Les défauts de l’authenticité
Quels que soient les cépages et les terroirs, un choix ad hoc suffit-il à garantir l’obtention d’un vin de qualité ? Rien n’est moins sûr. Aujourd’hui, la mode est à l’authenticité. Ce qui, en matière de vins, peut se traduire par le retour aux terroirs et aux cépages oubliés, mais aussi par l’abandon de la chimie. Au chai, la première victime de cette injonction est le soufre qui donne les fameux sulfites. Bien sûr, il y a eu des abus à leur propos, en particulier dans les blancs bordelais. Qui a goûté une fois dans sa vie un piètre liquoreux muté aux sulfites en garde fatalement un souvenir aussi précis que douloureux. Le soufre a, pour les vins blancs, un rôle essentiel : protéger de l’oxydation ainsi que des micro-organismes. Il remplit cette mission encore mieux si le vin est acide. Or, les vins le sont de moins en moins et les doses de soufre sont en constante diminution, voire inexistantes. À quoi bon revenir aux cépages oubliés si c’est pour laisser les vins en proie à l’oxydation prématurée ou aux goûts de souris ? Ces faux goûts et ces déviances participent-ils à la juste expression des relations entre le cépage, le terroir et les usages loyaux et constants, quels qu’ils soient ?
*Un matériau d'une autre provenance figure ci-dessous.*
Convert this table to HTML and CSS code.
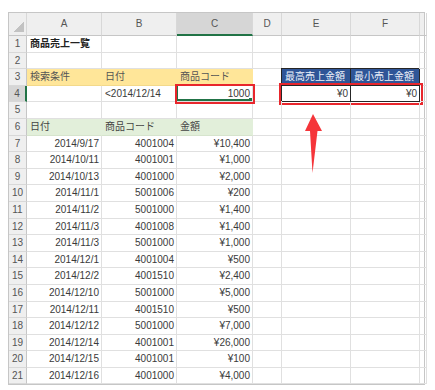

Rappelons-le : le goût de souris est un défaut majeur, d’origine microbiologique, et un masque absolu du vin. Le vieillissement prématuré des vins blancs entraîne quant à lui pertes de fraîcheur et de typicité. Il est lié à une oxydation prématurée – le soufre est un anti-oxydant, mais ce n’est pas le seul. Elle dépend des caractéristiques du vin, différentes selon la climatologie du millésime et les choix ou non-choix d’itinéraire technique déterminants dans la constitution du potentiel antioxydant des vins. Si l’oxygène est indispensable à notre vie, il l’est aussi à la qualité et la tenue des vins. Il en faut, ni trop ni trop peu. Au premier rang des antioxydants naturels on trouve l’élevage sur lies (et le glutathion, cher à Denis Dubourdieu). La maturité aromatique varie selon les caractéristiques de chaque cépage et les conditions du millésime. Au vu du contexte climatique défavorable aux acidités des vins et au regard des évolutions du goût des consommateurs, il est sans doute urgent d’étudier une notion de « maturité antioxydante ». L’association des cépages et des terroirs permet la naissance de vins dont arômes et saveurs signent l’origine et la qualité, de façon durable et identifiable par les consommateurs avertis. L’humanité a acquis et perpétué ces savoir-faire, ne les abandonnons pas.